Despite a Saturday with no sun, Brandon Lingenferser, a third-year architecture major on Virginia Polytechnic Institute’s team, said his group’s house would have enough electricity from solar power stored in batteries.
“We just don’t get as much power out of (the solar panels on a cloudy day),” he said. “But one charge on the battery can last up to three days.”
Lingenferser said his team’s design, which featured an arched roof, modern construction and translucent walls, had a number of significant advantages over competitors, including solar panels that tilted to generate a maximum amount of power. He said that their home actually generates more electricity than it uses.
“Your meter actually runs backwards, so you can sell power back to the energy providers,” he said.
Chip Clark, a fifth-year architecture student on the Virginia team, added that his team’s structure naturally heats and cools the interior space through a hollow, translucent wall with a special insulation.
“You can build heat up in these walls over the winter up to 140 degrees. Then it can be slowly radiated into the house,” he said, adding that the panels can be lit up with different colors. “In the summer, you open up these vents, and it pulls cold air out from under the house.”
But at $3.2 million, the futuristic house may not fit into the budget of the average American, no matter how environmentally conscious he or she is. The University of Missouri-Rolla and Rolla Technical Institute, however, focused their design on a more realistic consumer market.
Allison Arnn, a senior on the team, said they stuck to a $200,000 budget and designed a house to look more traditional, with wood accents, solid walls and well-defined rooms.
“I think in order to counteract the Homer Simpson notion that solar is a pipe dream, we need to create traditional-looking houses,” she said.
Arnn added that the structure’s solar array, which lies on the same panels that heat water through copper pipes, can be easily assembled.
“Anyone can install it. It’s just peel and stick, like a Band-Aid,” she said.
The architecture major said that so-called green homes are already commercially viable on the East and West coasts, but can become more expensive in other parts of the country.
Jonathan Deason, a professor of engineering and applied science at GW, said it might be a while before highly energy-efficient homes become the norm, since many materials used in green construction come with a high initial price tag.
“The benefit of having these kind of houses isn’t reflected in the financial aspect for most developers,” said Deason, who added that the government should create more incentives to reward people who build energy-efficient homes.
Deason said homes similar to those competing in the Solar Decathalon will play a key role in the nation’s energy future, which will rely on a broad mix of renewable and non-renewable resources.
Aside from their high costs, some of the homes on the Mall also required up to two years to design. Jeremy Forsythe a fifth-year architecture major on a team representing three Pittsburgh-area schools, said his group’s design process dated back to summer 2005.
“We started construction on June 6 and just finished a couple of days ago,” said the Carnegie Mellon University student, whose project incorporated a house with slanted walls and an angled roof that gives the occupant a somewhat off-balance feel. “From a student’s standpoint, being able to stand inside part of something that you’ve designed is incredible.”
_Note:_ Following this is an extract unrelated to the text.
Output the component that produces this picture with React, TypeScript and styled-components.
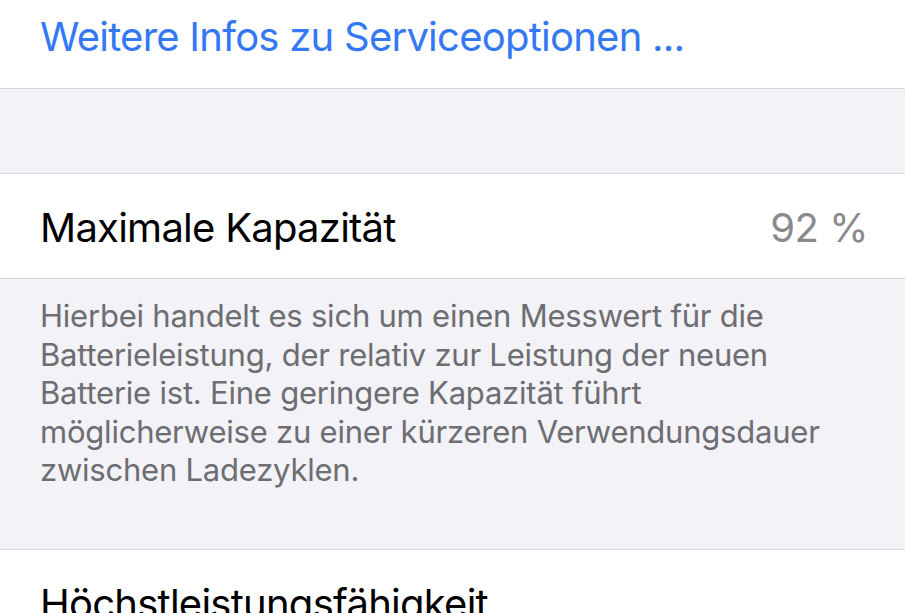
import styled, { createGlobalStyle } from 'styled-components'

const GlobalStyle = createGlobalStyle`
  html, body {
    margin: 0;
    padding: 0;
    background: #f2f2f7;
  }
  body {
    font-family: Inter, "Noto Sans", "Liberation Sans", sans-serif;
    -webkit-font-smoothing: antialiased;
  }
`

export default function App() {
  return (
    <>
      <GlobalStyle />
      <Page>
        {/* Link cell at the end of the previous group */}
        <Group>
          <LinkRow>
            <LinkText>Weitere Infos zu Serviceoptionen ...</LinkText>
          </LinkRow>
        </Group>

        <Spacer />

        {/* Maximum capacity */}
        <Group>
          <Row>
            <Label>Maximale Kapazität</Label>
            <Value>92 %</Value>
          </Row>
        </Group>
        <Footer>
          Hierbei handelt es sich um einen Messwert für die Batterieleistung, der relativ zur
          Leistung der neuen Batterie ist. Eine geringere Kapazität führt möglicherweise zu
          einer kürzeren Verwendungsdauer zwischen Ladezyklen.
        </Footer>

        {/* Peak performance capability */}
        <Group>
          <TallRow>
            <Label>Höchstleistungsfähigkeit</Label>
          </TallRow>
        </Group>
      </Page>
    </>
  )
}

const Page = styled.div`
  width: 905px;
  height: 613px;
  overflow: hidden;
  background: #f2f2f7;
`

const Group = styled.div`
  background: #ffffff;
  border-top: 1px solid #d6d6da;
  border-bottom: 1px solid #d6d6da;

  &:first-child {
    border-top: none;
  }
`

const LinkRow = styled.div`
  height: 88px;
  padding: 0 40px 14px;
  box-sizing: border-box;
  display: flex;
  align-items: center;
`

const LinkText = styled.span`
  font-size: 40px;
  line-height: 1.2;
  color: #3478f6;
  letter-spacing: -0.75px;
`

const Spacer = styled.div`
  height: 84px;
`

const Row = styled.div`
  height: 104px;
  padding: 3px 37px 0 40px;
  box-sizing: border-box;
  display: flex;
  align-items: center;
  justify-content: space-between;
`

const TallRow = styled.div`
  padding: 30px 40px 0;
  height: 100px;
  box-sizing: border-box;
`

const Label = styled.span`
  font-size: 40px;
  line-height: 1.2;
  color: #000000;
  letter-spacing: -0.75px;
`

const Value = styled.span`
  font-size: 40px;
  line-height: 1.2;
  color: #8a8a8e;
  letter-spacing: -0.5px;
`

const Footer = styled.div`
  padding: 18px 40px 59px;
  font-size: 31px;
  line-height: 38.5px;
  color: #6d6d72;
  letter-spacing: -0.22px;
`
Rob Murray, a member of University of Maryland’s team who graduated last spring while their home was still being designed, said the finished product will not remain just a concept but will be put into real-world service at a community farm for individuals with Down syndrome in Germantown, Md.
“It’s a win-win situation since they need a place to house their staff and we need a place to put it,” he said.
The overall winner of the competition will be announced on Friday, and the houses will be available for viewing all week long.